Its two definitions, as eternal becoming and producing without limit, testify to Schelling’s monumental effort, even while still in Fichte’s wake, to think production beyond its Greek matrix: beyond transcendence construed either as the primacy of an effect or product or as the exteriority of form to matter. Philosophy as a suspension-in-production is thus geared towards resisting the tyranny of the actual, as that which covers over the activity which gave rise to it and leads to  these effects or illusions of transcendence which are engendered by the separation of subject and object. We are now ready to understand the retroactive significance of those passages in Schelling’s late lectures which refer to Spinoza’s substance as a “being (das Seyende) without potentiality”, “powerless being”, and his system as one of “complete quiescence”. The clue to this matter will come from one of Deleuze’s seminars, in the form of what may be an implicit avowal of an insufficiency of Spinoza which bears some interesting resemblances to Schelling’s own. Deleuze makes the following remark:

The necessity in Nature is that there will not be any relationships which are not effectuated [effectués]. The entirety of the possible is necessary, which means that all relationships have been or will be effectuated. […] Nature is the totality of effectuations of all possible, and therefore necessary, relationships. This is identity in Spinoza, the absolute identity of the possible and the necessary.(13.01.1981)
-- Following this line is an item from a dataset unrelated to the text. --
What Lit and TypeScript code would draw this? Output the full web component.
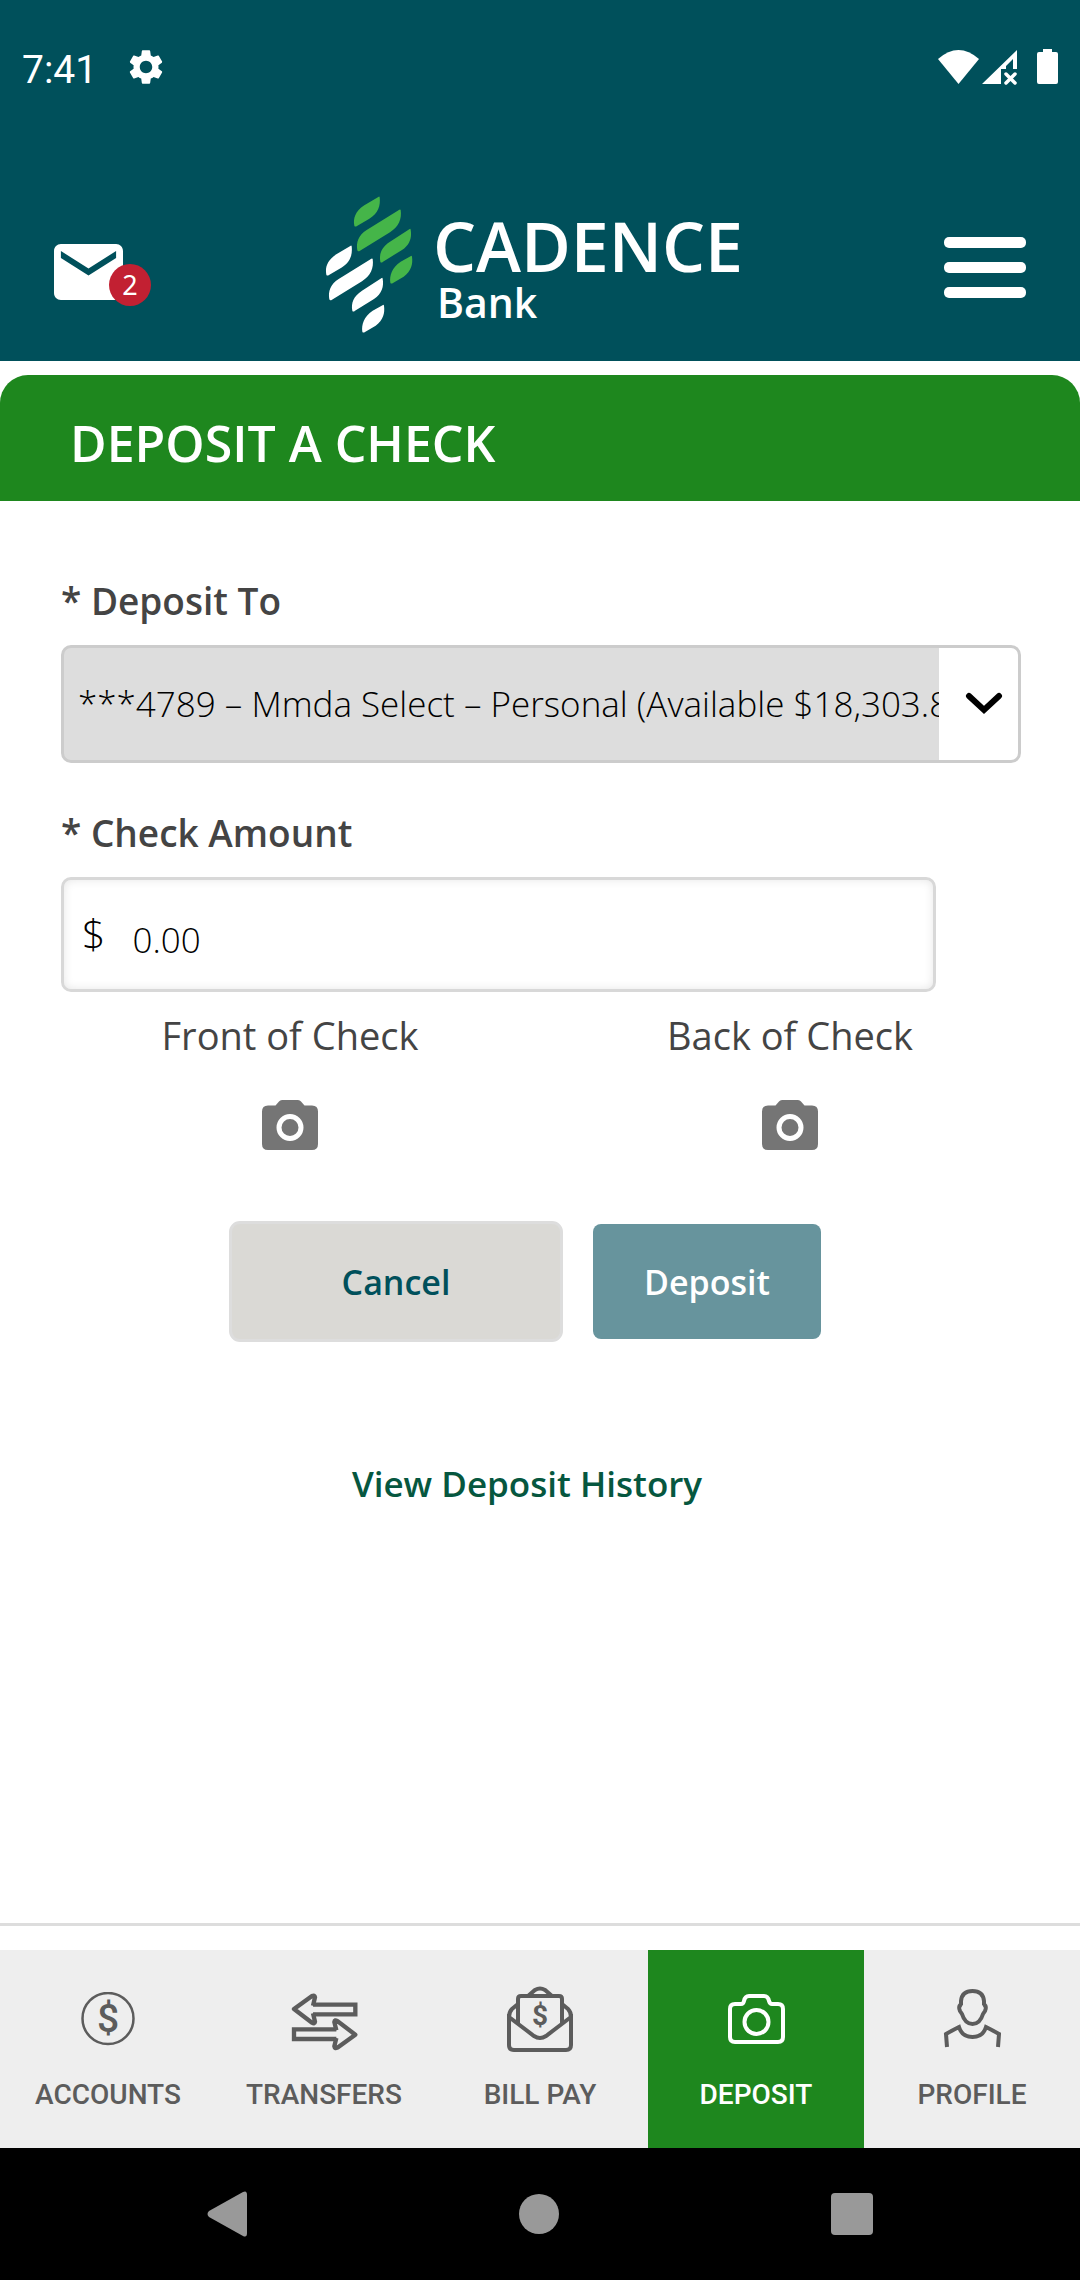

Now, if we turn to the Munich lectures, we can understand what is meant when Schelling, to support his critique, states that Spinoza’s is a system in which “the cause has completely merged into the effect”. For Schelling, in Spinoza’s system of necessity a suspension in production, even an artificial one, is unthinkable. There is simply nothing which would allow one to abstract production from product, which would allow an unlimited activity as pure cause to hold itself suspended before its effects. The reasons further adduced by Schelling in this 1833 text to support his claims against Spinozism, show him instead retreating to the positions held before that momentous threshold in German Idealist appropriations of Spinoza, the Supplement to the Ideen referred to above. “The God of Spinoza”, writes Schelling, “is still lost in substantiality and thereby immobility. For mobility (or possibility) is only in the subject. The subject of Spinoza is just object”. It is evident that, at this point, Schelling could no longer stand behind that fraught and tenuous, but nevertheless singular project of bringing together, through the indifferentiation of transcendental and natural-philosophy, the concepts of indifference and production into a philosophical endeavour truly beyond the legacy of Kantianism. To a certain degree the Schellingian project foundered precisely because of its radical character. In trying to think past the dichotomy of subject and object, Schelling found himself in a conceptual vacuum of sorts, unable to give due consistency to an inquiry which sought to break with the damning alternative between the articulation of subject and object on the one hand and the “night when all cows are black” on the other, as Hegel famously sniped at his former collaborator (16-17)

While I enjoyed Toscano’s take on Schelling and production I think that something is missed here, not in his description, but in the very notion of a “suspension before effects” as it is related to the notion of a Deleuzian avowal of a Spinozist “insufficiency”. Indeed it would seem that Spinoza does not let you breathe, insofar as you consider the material (object) environment alien (unbreathable). And if one cannot breathe, how can that which suffocates you breathe? Spinoza makes the world unbreathable, under the conditions to which a subject is put to use – and Toscano does an excellent job of discussing the apogee of Schelling’s flight towards Spinoza, away from Kant and Fichte. But in that holding of the breath, in Spinoza, as he submerges you, you then are forced eventually to gasp. One may find that beneath those oxygenated waters already there was breath, waiting. All the binaries of Idealism, many of which Schelling rapidly played, are organized against this possibility, that in matter, right there in the actual, you can and already breathe. No extrication was needed. Key to this is the suspension that is imagined to have happened through the subject, the gap in which “production” is supposed to have stopped and ground its gears, is an illusion. Production has continued, in the same way that the desert sun shines for the ostrich. All that one has done is secluded one’s knowledge. This is not accomplished through a “negation” or the imposition of the human powers of nothingness. It is done through a tempoing of the human half-directed, to a line of production, a river of it that it cannot follow, through the “picture” of an affirmation. Spinoza’s radical, powerless nihilism is a constructive one, one might suggest. It is one that, mid-stream, finds any action to come on the fly, amid production. There is no “time out” in history.

What is most interesting when following the Pantheism Controversy and all the ways in which people reacted to and corrected Spinoza is to key your eye upon what each was trying to preserve from Spinozist annihilation. You can’t think that, or we’ll lose “x”. Nearly everything that was an “x” for late 18th century German philosophy had strong political and ideological roots, that from this distance show themselves more clearly (in Schelling one of those “x”s was “freedom”). The terrible limit at which philosophy placed Spinoza during the controversy and its aftermath exposes as well the radical possible for both ourselves as a people and as subjects. To think without “x”. It would be a path of participation and cybernetic change through integration, aesthetic thresholds of fray and fixity, instead of instrumentally induced “breaks” in the order of being, timeouts wherein we get to play at God.